Have an iron fist inside the velvet glove. While it is beneficial to be warm and conciliatory, there is a place for firmness in the opening statement as well. For example, a plaintiff should believe that even though you are sympathetic, you will do your job and ensure that the United States does not pay any more than the claim is worth. Somewhere in the opening it is worth saying something like, “You should know that, if necessary, we are fully prepared to litigate this case. While it is not our preference to go to trial, we would offer the following defenses and we expect they would prevail. . . .” This statement is often best placed in the middle of the opening, surrounded at the beginning and the end by more conciliatory statements.
Bring a few exhibits and visual aids. As in trial, it is often helpful to bring visuals to make your point. If there are a couple of key documents that illustrate your case powerfully, be sure to bring copies for the mediator.
Include the mediator.
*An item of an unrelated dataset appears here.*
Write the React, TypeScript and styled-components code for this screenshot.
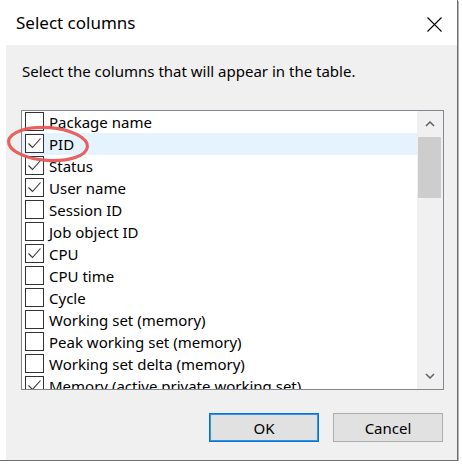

While the focus of your opening should be to persuade the other side to settle, it is valuable to reach out to the mediator from time to time as well. At points later during the mediation, having the mediator on your side can be invaluable. Whether they realize it or not, most mediators do apply subtle pressures on parties to settle. If the mediator believes you are right, these pressures will work more in your favor. This is especially important if you have hired a mediator who is evaluative.